Sin dejar de preocuparse, Cali decidió hacer caso a su hermano y dejó de mirar al caminante que ya estaba solo a unas decenas de metros de ellos.

Para evitar asustarse todavía más, enfocó su mirada en el pozo y se dedicó a colaborar en la labor.

Siguió el ruido de la pala contra la tierra, siguieron los hermanos entusiasmados cavando, pero de pronto una voz que nada tenía de espectral les habló ya al lado del pozo:

–¿!Qué están haciendo en mi terreno ustedes?!

El espectro no era tal sino que se trataba de don José Méndez Huerta que andaba de recorrida por su chacra cuando de lejos divisó a los hermanos cavando y había decidido ir a ver lo que éstos hacían.

Machete en mano –no para amedrentar sino porque esa era la manera de moverse en el monte– se había finalmente topado con los autores de tantos pozos en su propiedad.

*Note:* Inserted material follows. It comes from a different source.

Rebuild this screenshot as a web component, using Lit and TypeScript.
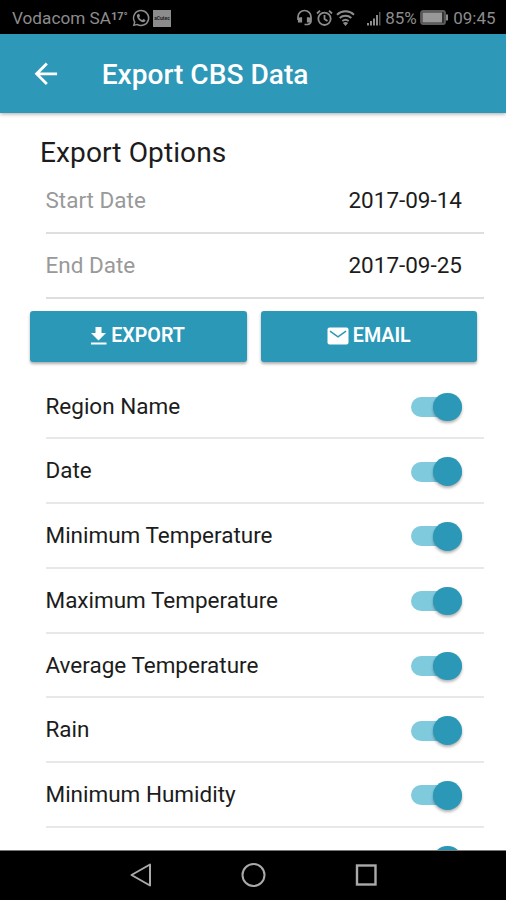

Esa tarde no hubo tesoro desenterrado para los hermanos Kenig, pero sí una orden de Méndez Huerta: “Me tapan ese pozo ya mismo y se van. No los quiero ver más por acá”.

Tiempo después, quizás ya cansado de tantas búsquedas infructuosas, Cali relataría jocosamente esta anécdota.

Años más tarde, Méndez Huerta confirmaría la veracidad del hecho, contando que “efectivamente, esos muchachos me llenaron el terreno de pozos, mis vacas tropezaban en los agujeros que dejaron…”.

Entre risas aclaraba: “…Por supuesto que no encontraron ningún tesoro ni cosa parecida”.